## SHORT PROBLEM
Every line that contains the word "this" should be copied.

## RECORD EXCERPTS
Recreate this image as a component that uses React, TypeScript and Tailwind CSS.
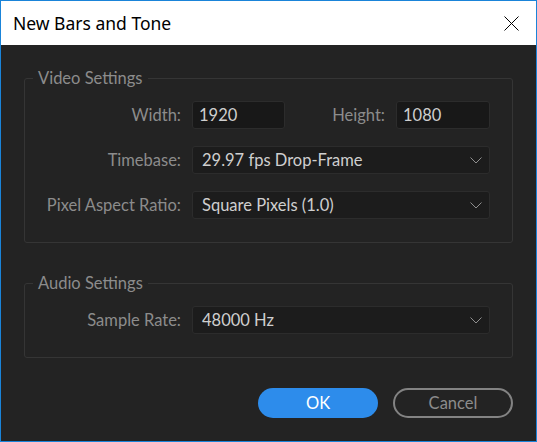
import { ReactNode } from "react";

function Chevron() {
  return (
    <svg width="12" height="7" viewBox="0 0 12 7" className="shrink-0">
      <path d="M0.5 0.5 L6 6 L11.5 0.5" fill="none" stroke="#8f8f8f" strokeWidth="1" />
    </svg>
  );
}

function Select({ value }: { value: string }) {
  return (
    <div className="flex h-[28px] items-center justify-between rounded-[3px] border border-[#2c2c2c] bg-[#1c1c1c] pl-[9px] pr-[7px] text-[16.5px] text-[#cfcfcf]">
      <span>{value}</span>
      <Chevron />
    </div>
  );
}

function Field({ value, className }: { value: string; className?: string }) {
  return (
    <div
      className={
        "flex h-[28px] items-center rounded-[3px] border border-[#2c2c2c] bg-[#181818] pl-[6px] text-[16.5px] text-[#cfcfcf] " +
        (className || "")
      }
    >
      {value}
    </div>
  );
}

function Label({ children }: { children: ReactNode }) {
  return <div className="text-right text-[16.5px] text-[#8c8c8c]">{children}</div>;
}

function Group({ title, children }: { title: string; children: ReactNode }) {
  return (
    <fieldset className="rounded-[3px] border border-[#353535] px-0 pb-[23px] pt-[14px]">
      <legend className="ml-[8px] px-[5px] text-[16.5px] leading-[18px] text-[#8c8c8c]">{title}</legend>
      <div className="grid grid-cols-[156px_1fr] items-center gap-x-[11px] gap-y-[17px] pr-[22px]">
        {children}
      </div>
    </fieldset>
  );
}

export default function App() {
  return (
    <div
      className="flex h-[442px] w-[537px] flex-col border border-[#1a84d9] bg-[#232323]"
      style={{ fontFamily: "Lato, 'Noto Sans', sans-serif" }}
    >
      <div className="flex h-[44px] shrink-0 items-center justify-between bg-white pl-[12px] pr-[17px]">
        <span className="text-[17.5px] text-black" style={{ fontFamily: "'Noto Sans', sans-serif" }}>
          New Bars and Tone
        </span>
        <svg width="15" height="15" viewBox="0 0 15 15">
          <path d="M0.5 0.5 L14.5 14.5 M14.5 0.5 L0.5 14.5" stroke="#000" strokeWidth="1" />
        </svg>
      </div>

      <div className="flex flex-col px-[23px] pt-[24px]">
        <Group title="Video Settings">
          <Label>Width:</Label>
          <div className="flex items-center">
            <Field value="1920" className="w-[93px]" />
            <div className="flex-1 pr-[11px] text-right text-[16.5px] text-[#8c8c8c]">Height:</div>
            <Field value="1080" className="w-[94px]" />
          </div>
          <Label>Timebase:</Label>
          <Select value="29.97 fps Drop-Frame" />
          <Label>Pixel Aspect Ratio:</Label>
          <Select value="Square Pixels (1.0)" />
        </Group>

        <div className="h-[31px]" />

        <Group title="Audio Settings">
          <Label>Sample Rate:</Label>
          <Select value="48000 Hz" />
        </Group>

        <div className="mt-[30px] flex justify-end gap-[15px]">
          <button className="h-[30px] w-[120px] rounded-full bg-[#2d8ceb] text-[16.5px] text-white">OK</button>
          <button className="h-[30px] w-[120px] rounded-full border-2 border-[#838383] text-[16.5px] text-[#8c8c8c]">
            Cancel
          </button>
        </div>
      </div>
    </div>
  );
}
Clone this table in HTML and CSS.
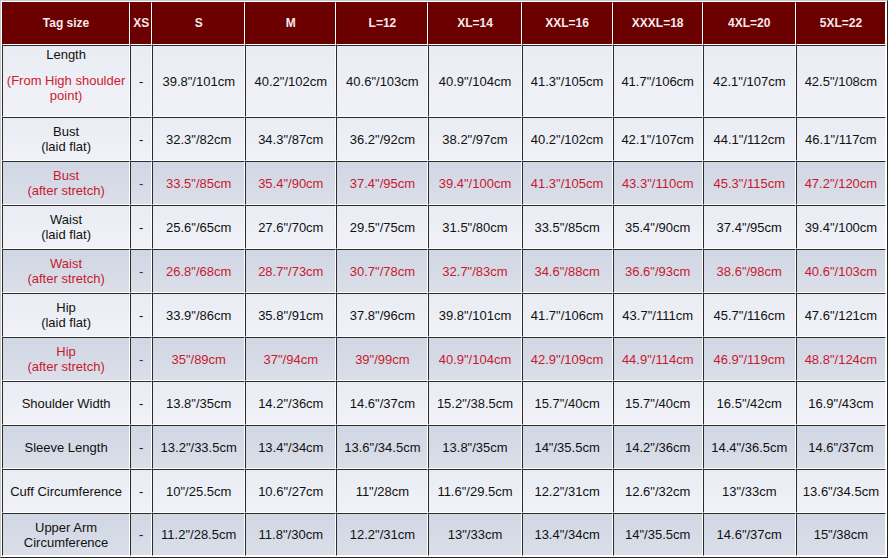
FILE: index.html
```html
<!DOCTYPE html>
<html>
<head>
<meta charset="utf-8">
<link rel="stylesheet" href="styles.css">
</head>
<body>
<table class="size-table">
  <colgroup>
    <col class="c-label"><col class="c-xs"><col class="c-93"><col class="c-91"><col class="c-92"><col class="c-93"><col class="c-91"><col class="c-90"><col class="c-93"><col class="c-90">
  </colgroup>
  <thead>
    <tr class="head">
      <th>Tag size</th><th>XS</th><th>S</th><th>M</th><th>L=12</th><th>XL=14</th><th>XXL=16</th><th>XXXL=18</th><th>4XL=20</th><th>5XL=22</th>
    </tr>
  </thead>
  <tbody>
    <tr class="light tall">
      <td class="length">Length<span class="note">(From High shoulder point)</span></td><td>-</td>
      <td>39.8"/101cm</td><td>40.2"/102cm</td><td>40.6"/103cm</td><td>40.9"/104cm</td><td>41.3"/105cm</td><td>41.7"/106cm</td><td>42.1"/107cm</td><td>42.5"/108cm</td>
    </tr>
    <tr class="light">
      <td>Bust<br>(laid flat)</td><td>-</td>
      <td>32.3"/82cm</td><td>34.3"/87cm</td><td>36.2"/92cm</td><td>38.2"/97cm</td><td>40.2"/102cm</td><td>42.1"/107cm</td><td>44.1"/112cm</td><td>46.1"/117cm</td>
    </tr>
    <tr class="dark red">
      <td>Bust<br>(after stretch)</td><td class="dash">-</td>
      <td>33.5"/85cm</td><td>35.4"/90cm</td><td>37.4"/95cm</td><td>39.4"/100cm</td><td>41.3"/105cm</td><td>43.3"/110cm</td><td>45.3"/115cm</td><td>47.2"/120cm</td>
    </tr>
    <tr class="light">
      <td>Waist<br>(laid flat)</td><td>-</td>
      <td>25.6"/65cm</td><td>27.6"/70cm</td><td>29.5"/75cm</td><td>31.5"/80cm</td><td>33.5"/85cm</td><td>35.4"/90cm</td><td>37.4"/95cm</td><td>39.4"/100cm</td>
    </tr>
    <tr class="dark red">
      <td>Waist<br>(after stretch)</td><td class="dash">-</td>
      <td>26.8"/68cm</td><td>28.7"/73cm</td><td>30.7"/78cm</td><td>32.7"/83cm</td><td>34.6"/88cm</td><td>36.6"/93cm</td><td>38.6"/98cm</td><td>40.6"/103cm</td>
    </tr>
    <tr class="light">
      <td>Hip<br>(laid flat)</td><td>-</td>
      <td>33.9"/86cm</td><td>35.8"/91cm</td><td>37.8"/96cm</td><td>39.8"/101cm</td><td>41.7"/106cm</td><td>43.7"/111cm</td><td>45.7"/116cm</td><td>47.6"/121cm</td>
    </tr>
    <tr class="dark red">
      <td>Hip<br>(after stretch)</td><td class="dash">-</td>
      <td>35"/89cm</td><td>37"/94cm</td><td>39"/99cm</td><td>40.9"/104cm</td><td>42.9"/109cm</td><td>44.9"/114cm</td><td>46.9"/119cm</td><td>48.8"/124cm</td>
    </tr>
    <tr class="light">
      <td>Shoulder Width</td><td>-</td>
      <td>13.8"/35cm</td><td>14.2"/36cm</td><td>14.6"/37cm</td><td>15.2"/38.5cm</td><td>15.7"/40cm</td><td>15.7"/40cm</td><td>16.5"/42cm</td><td>16.9"/43cm</td>
    </tr>
    <tr class="dark">
      <td>Sleeve Length</td><td>-</td>
      <td>13.2"/33.5cm</td><td>13.4"/34cm</td><td>13.6"/34.5cm</td><td>13.8"/35cm</td><td>14"/35.5cm</td><td>14.2"/36cm</td><td>14.4"/36.5cm</td><td>14.6"/37cm</td>
    </tr>
    <tr class="light">
      <td>Cuff Circumference</td><td>-</td>
      <td>10"/25.5cm</td><td>10.6"/27cm</td><td>11"/28cm</td><td>11.6"/29.5cm</td><td>12.2"/31cm</td><td>12.6"/32cm</td><td>13"/33cm</td><td>13.6"/34.5cm</td>
    </tr>
    <tr class="dark last">
      <td>Upper Arm<br>Circumference</td><td>-</td>
      <td>11.2"/28.5cm</td><td>11.8"/30cm</td><td>12.2"/31cm</td><td>13"/33cm</td><td>13.4"/34cm</td><td>14"/35.5cm</td><td>14.6"/37cm</td><td>15"/38cm</td>
    </tr>
  </tbody>
</table>
</body>
</html>
```

FILE: styles.css
```css
html, body {
  margin: 0;
  padding: 0;
  background: #ffffff;
}

.size-table {
  table-layout: fixed;
  border-collapse: separate;
  border-spacing: 0;
  width: 888px;
  padding: 1px;
  border-top: 1px solid #c9c9c9;
  border-left: 1px solid #c9c9c9;
  border-right: 1px solid #222;
  border-bottom: 1px solid #222;
  font-family: "Liberation Sans", Arial, sans-serif;
  font-size: 13px;
  color: #111;
}

.c-label { width: 128px; }
.c-xs { width: 22px; }
.c-93 { width: 93px; }
.c-91 { width: 91px; }
.c-92 { width: 92px; }
.c-90 { width: 90px; }

.size-table th,
.size-table td {
  box-sizing: border-box;
  padding: 0;
  text-align: center;
  vertical-align: middle;
  border-top: 1px solid #2b2b2b;
  border-left: 1px solid #2b2b2b;
  border-right: 1px solid #ffffff;
  border-bottom: 1px solid #ffffff;
  line-height: 15px;
}

.head { height: 43px; }
.head th {
  background: #6b0000;
  color: #f6eaea;
  font-size: 12px;
  font-weight: bold;
  border-top-color: #6b0000;
  border-left-color: #580000;
}

tbody tr { height: 44px; }
tbody tr.tall { height: 72px; }
tbody tr.last { height: 43px; }

.light td {
  background: linear-gradient(#e9ecf3, #f1f2f8);
}

.dark td {
  background: linear-gradient(#d0d6e3, #dadfe9);
}

.red td {
  color: #c8192f;
}

.red td.dash {
  color: #333;
}

.size-table td.length {
  padding-bottom: 12px;
}

.note {
  display: block;
  margin-top: 11px;
  color: #d0182f;
}
```
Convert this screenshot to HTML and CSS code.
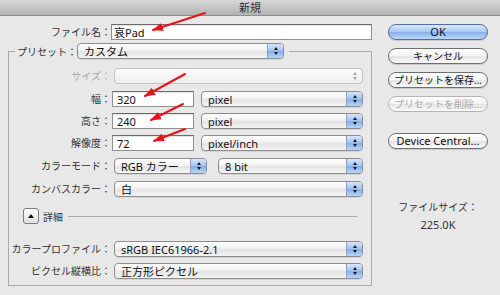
FILE: index.html
```html
<!DOCTYPE html>
<html lang="ja">
<head>
    <meta charset="UTF-8">
    <title>新規</title>
    <link rel="stylesheet" href="styles.css">
</head>
<body>
    <div class="titlebar">新規</div>

    <div class="dialog">
        <div class="main">
            <div class="row row-top">
                <label class="lbl" for="fname">ファイル名：</label>
                <input class="text-field fname" id="fname" type="text" value="哀Pad">
            </div>

            <fieldset class="group">
                <legend class="legend">
                    <div class="legend-inner">
                        <span class="legend-lbl">プリセット：</span>
                        <div class="popup preset">カスタム<span class="arrows"></span></div>
                    </div>
                </legend>

                <div class="row">
                    <span class="lbl off-lbl">サイズ：</span>
                    <div class="popup off grow"><span class="arrows"></span></div>
                </div>
                <div class="row">
                    <label class="lbl" for="w">幅：</label>
                    <input class="text-field num" id="w" type="text" value="320">
                    <div class="popup unit grow">pixel<span class="arrows"></span></div>
                </div>
                <div class="row tight">
                    <label class="lbl" for="h">高さ：</label>
                    <input class="text-field num" id="h" type="text" value="240">
                    <div class="popup unit grow">pixel<span class="arrows"></span></div>
                </div>
                <div class="row tight">
                    <label class="lbl" for="res">解像度：</label>
                    <input class="text-field num" id="res" type="text" value="72">
                    <div class="popup unit grow">pixel/inch<span class="arrows"></span></div>
                </div>
                <div class="row">
                    <span class="lbl">カラーモード：</span>
                    <div class="popup mode">RGB カラー<span class="arrows"></span></div>
                    <div class="popup depth grow">8 bit<span class="arrows"></span></div>
                </div>
                <div class="row">
                    <span class="lbl">カンバスカラー：</span>
                    <div class="popup grow">白<span class="arrows"></span></div>
                </div>

                <div class="row details">
                    <span class="toggle"></span>
                    <span class="details-text">詳細</span>
                    <span class="rule"></span>
                </div>

                <div class="row profile-row">
                    <span class="lbl">カラープロファイル：</span>
                    <div class="popup grow">sRGB IEC61966-2.1<span class="arrows"></span></div>
                </div>
                <div class="row tight">
                    <span class="lbl">ピクセル縦横比：</span>
                    <div class="popup grow">正方形ピクセル<span class="arrows"></span></div>
                </div>
            </fieldset>
        </div>

        <div class="side">
            <button class="btn ok">OK</button>
            <button class="btn">キャンセル</button>
            <button class="btn">プリセットを保存...</button>
            <button class="btn off">プリセットを削除...</button>
            <button class="btn btn-gap">Device Central...</button>

            <div class="fsize">ファイルサイズ：</div>
            <div class="fsize-val">225.0K</div>
        </div>
    </div>

    <!-- red annotation arrows drawn over the dialog -->
    <svg class="marks" viewBox="0 0 500 295" width="500" height="295">
        <defs>
            <marker id="head" viewBox="0 0 11 8" refX="10" refY="4" markerWidth="11" markerHeight="8" markerUnits="userSpaceOnUse" orient="auto">
                <path d="M0 0L11 4L0 8z" fill="#e8121a"/>
            </marker>
        </defs>
        <g stroke="#e8121a" stroke-width="2" stroke-linecap="round" marker-end="url(#head)">
            <line x1="205" y1="13" x2="153" y2="30"/>
            <line x1="185" y1="74" x2="145" y2="96"/>
            <line x1="183" y1="104" x2="151" y2="120"/>
            <line x1="185" y1="129" x2="154" y2="141"/>
        </g>
    </svg>
</body>
</html>
```

FILE: styles.css
```css
body {
    margin: 0;
    width: 500px;
    height: 295px;
    overflow: hidden;
    position: relative;
    background-color: #e8e8e8;
    font-family: "Noto Sans", "Noto Sans CJK JP", sans-serif;
    font-size: 11px;
    color: #222;
}

.titlebar {
    height: 15px;
    line-height: 15px;
    text-align: center;
    background: linear-gradient(#d8d8d8, #b3b3b3);
    border-bottom: 1px solid #8e8e8e;
    color: #333;
}

.dialog {
    display: flex;
    padding: 8px 0 0 8px;
}

.main {
    width: 364px;
}

.side {
    width: 100px;
    margin-left: 16px;
    display: flex;
    flex-direction: column;
}

/* form rows */

.row {
    display: flex;
    align-items: center;
    height: 16px;
    margin-top: 7px;
}

.row:first-of-type {
    margin-top: 0;
}

.row.tight {
    margin-top: 6px;
}

.row-top {
    margin-top: 0;
}

.lbl {
    flex: none;
    width: 102px;
    text-align: right;
    font-size: 10px;
    line-height: 16px;
    color: #333;
    white-space: nowrap;
}

.row-top .lbl {
    width: 103px;
}

.off-lbl {
    color: #a9a9a9;
}

.text-field {
    box-sizing: border-box;
    height: 16px;
    margin: 0;
    padding: 0 4px;
    border: 1px solid #8f8f8f;
    border-top-color: #6c6c6c;
    background: #fff;
    box-shadow: inset 0 1px 1px rgba(0, 0, 0, 0.12);
    font-family: "Noto Sans", "Noto Sans CJK JP", sans-serif;
    font-size: 11px;
    color: #111;
    outline: none;
}

.fname {
    width: 261px;
    padding-left: 2px;
}

.num {
    width: 82px;
    margin-left: 1px;
}

/* popup menus */

.popup {
    box-sizing: border-box;
    height: 16px;
    display: flex;
    align-items: center;
    margin-left: 3px;
    padding-left: 6px;
    border: 1px solid #8d8d8d;
    border-radius: 4px;
    background: linear-gradient(#ffffff, #f2f2f2 45%, #e3e3e3 55%, #f6f6f6);
    box-shadow: 0 1px 0 rgba(0, 0, 0, 0.08);
    color: #111;
    white-space: nowrap;
    overflow: hidden;
}

.grow {
    flex: 1;
}

.popup .arrows {
    flex: none;
    align-self: stretch;
    width: 15px;
    margin-left: auto;
    display: flex;
    flex-direction: column;
    align-items: center;
    justify-content: center;
    gap: 2px;
    background: linear-gradient(#d6e5fa, #a2c2f1 50%, #82abea 50%, #bad6f8);
    border-left: 1px solid #8aa0c8;
}

.popup .arrows::before,
.popup .arrows::after {
    content: "";
    border-left: 2px solid transparent;
    border-right: 2px solid transparent;
}

.popup .arrows::before {
    border-bottom: 3px solid #1a1a1a;
}

.popup .arrows::after {
    border-top: 3px solid #1a1a1a;
}

.popup.off {
    border-color: #c4c4c4;
    background: linear-gradient(#fbfbfb, #efefef);
    box-shadow: none;
}

.popup.off .arrows {
    background: none;
    border-left: none;
}

.popup.off .arrows::before {
    border-bottom-color: #a5a5a5;
}

.popup.off .arrows::after {
    border-top-color: #a5a5a5;
}

.unit {
    margin-left: 7px;
}

.mode {
    width: 93px;
}

.depth {
    margin-left: 11px;
}

/* preset group */

.group {
    margin: 3px 0 0;
    padding: 9px 8px 6px 0;
    border: 1px solid #a9a9a9;
    min-width: 0;
}

.legend {
    margin-left: 6px;
    padding: 0 5px 0 2px;
}

.legend-inner {
    display: flex;
    align-items: center;
    height: 16px;
}

.legend-lbl {
    font-size: 10px;
    color: #333;
    white-space: nowrap;
}

.preset {
    width: 207px;
    margin-left: 0;
}

.details {
    margin-top: 11px;
    padding-left: 14px;
}

.toggle {
    box-sizing: border-box;
    flex: none;
    width: 16px;
    height: 16px;
    display: flex;
    align-items: center;
    justify-content: center;
    border: 1px solid #7a7a7a;
    border-radius: 3px;
    background: linear-gradient(#ffffff, #dedede);
}

.toggle::before {
    content: "";
    border-left: 3px solid transparent;
    border-right: 3px solid transparent;
    border-bottom: 4px solid #111;
    margin-top: -1px;
}

.details-text {
    margin-left: 4px;
    font-size: 10px;
    color: #333;
}

.rule {
    flex: 1;
    height: 1px;
    margin: 0 6px 0 5px;
    background-color: #a9a9a9;
}

.profile-row {
    margin-top: 17px;
}

/* buttons */

.btn {
    box-sizing: border-box;
    height: 16px;
    margin: 8px 0 0;
    padding: 0;
    border: 1px solid #6f6f6f;
    border-radius: 8px;
    background: linear-gradient(#ffffff, #f4f4f4 50%, #e4e4e4 50%, #fafafa);
    box-shadow: 0 1px 1px rgba(0, 0, 0, 0.15);
    font-family: "Noto Sans", "Noto Sans CJK JP", sans-serif;
    font-size: 10px;
    line-height: 14px;
    color: #111;
    white-space: nowrap;
    overflow: hidden;
}

.btn.ok {
    margin-top: 0;
    font-size: 11px;
    border-color: #506f9e;
    background: linear-gradient(#d8e7fb, #a8c7f1 50%, #86aeea 50%, #bdd8f8);
}

.btn.off {
    color: #a8a8a8;
    border-color: #b5b5b5;
    box-shadow: none;
}

.btn-gap {
    margin-top: 21px;
    font-size: 11px;
}

.fsize {
    margin-top: 52px;
    text-align: center;
    font-size: 10px;
    line-height: 12px;
    color: #333;
}

.fsize-val {
    margin-top: 6px;
    text-align: center;
    line-height: 12px;
    color: #333;
}

.marks {
    position: absolute;
    left: 0;
    top: 0;
    pointer-events: none;
}
```
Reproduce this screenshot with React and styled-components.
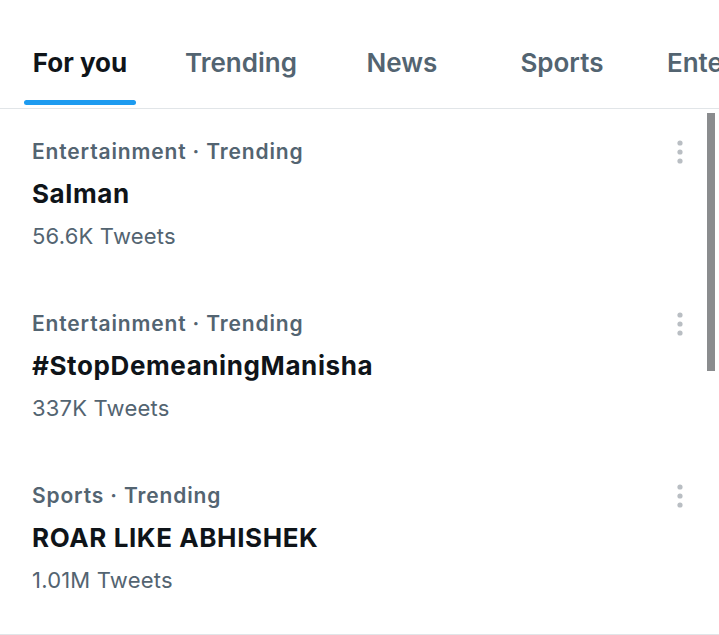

## TASK SOLUTION
Recreate this image as a component that uses React, TypeScript and Tailwind CSS.
Clone this table in HTML and CSS.
Convert this screenshot to HTML and CSS code.
Reproduce this screenshot with React and styled-components.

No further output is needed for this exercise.